Month: February 2013
Last week we discussed Tax Credits and Deductions – Corporate Renovation in Canada This week, we are focusing on Tax Deductions and Credits in Corporate Relocation in Canada. With tax deductible expenses specifically for corporate relocation, companies should not worry about additional taxes and expenses that moving one’s office entails. In fact, with D.J. McGauley & Associates, the costs of your corporate relocation will be much more affordable than with any other corporate specialist.
When moving out and leaving an industrial or commercial property that you own either partially or entirely vacant, you can qualify for a rebate of Provincial Land Tax throughout the entire period of your vacancy. As long as a commercial building is entirely vacant for around 90 consecutive days and remains unused, you may ask for a rebate of your property tax until February 28.
If you’ve already paid the provincial land tax for the building you own and are currently occupying, there’s no need to wait until the end of the fiscal year before you move out and let it stop you from moving. Take note that this is only available for Ontario businesses.
If one of your fears in corporate relocation is that you might end up paying taxes twice, and even incurring additional taxes, the moving taxes deduction should put your worry to rest. This tax deduction is available for businesses that will be carried on in a new location that is at least 40 kilometers away from the previous workplace.
You can claim reasonable amounts for the following:
– Transportation and storage costs (including packing, hauling, in-transit storage, insurance, and storage) for all effects
– Travel expenses either through the detailed or simplified method. By using the detailed method, you can deduct expenses ranging from your meal expenses to the vehicle expenses, as long as supported by receipts and records. With the simplified method, you can calculate the number of kilometers from the takeoff place to the destination.
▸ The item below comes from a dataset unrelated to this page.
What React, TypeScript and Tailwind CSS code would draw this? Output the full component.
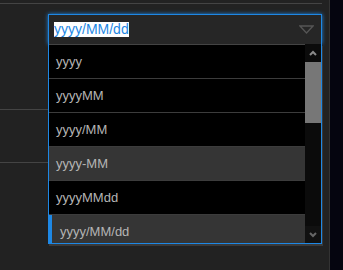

– Cancellation of lease cost is for the deductions on the rental period that you weren’t able to use up
– Incidental costs covers the fees for the change on legal documents, the replacement of driving licenses, and utility hook-ups
– Cost to maintain the old office of as much as $5,000, including the property taxes, the insurance premiums, the interest, and the utility expenses
Without careful planning and a corporate specialist, the corporate renovation you’re planning might well drain your company’s finances. Most companies don’t realize it, but there are several tax deductions and tax credits by which they can benefit while undergoing a corporate renovation. With D.J. McGauley & Associates and the appropriate tax deductions, the costs of your office renovation will be much lower than usual.
One important deduction is in Line 8960 for expenses accrued in maintenance and repairs. This will allow you to deduct the cost of labor, maintenance and repairs for any maintenance work and minor repairs for the property you use to earn income. This applies to parts of your office that have not undergone major repairs but have nonetheless undergone maintenance and improvements. Excepted from this deduction is the value of your own labor and costs of repairs that are capital in nature, which are deductible in the next section.
Undergoing a corporate renovation will inevitably mean the acquisition of new capital assets, which may qualify as a deduction under capital cost allowance. This deduction applies to furniture, equipment, and technologies acquired for the use of business or professional activities. While you cannot deduct the entire cost of the property right away, you can deduct its depreciable cost over time depending on its estimated lifetime.
While undergoing a renovation, you might make use of supplies that would otherwise not qualify under the two preceding sections. This is where you can apply for a deduction under this section. Here, you can deduct items that the business used indirectly in its business, allowing certain refurbishments done to your workspace that are not directly related to your business goals to be deductible.
A renovation will require external professional advice or services that will entail consulting fees. For such expenses, you can apply for a deduction under this section. With this deduction, you can put to rest any fears that consultation with specialists will only increase the costs of your renovation.
If you plan on leaving the commercial building for a period of at least 90 consecutive days, you may qualify for a rebate of the tax you have already paid.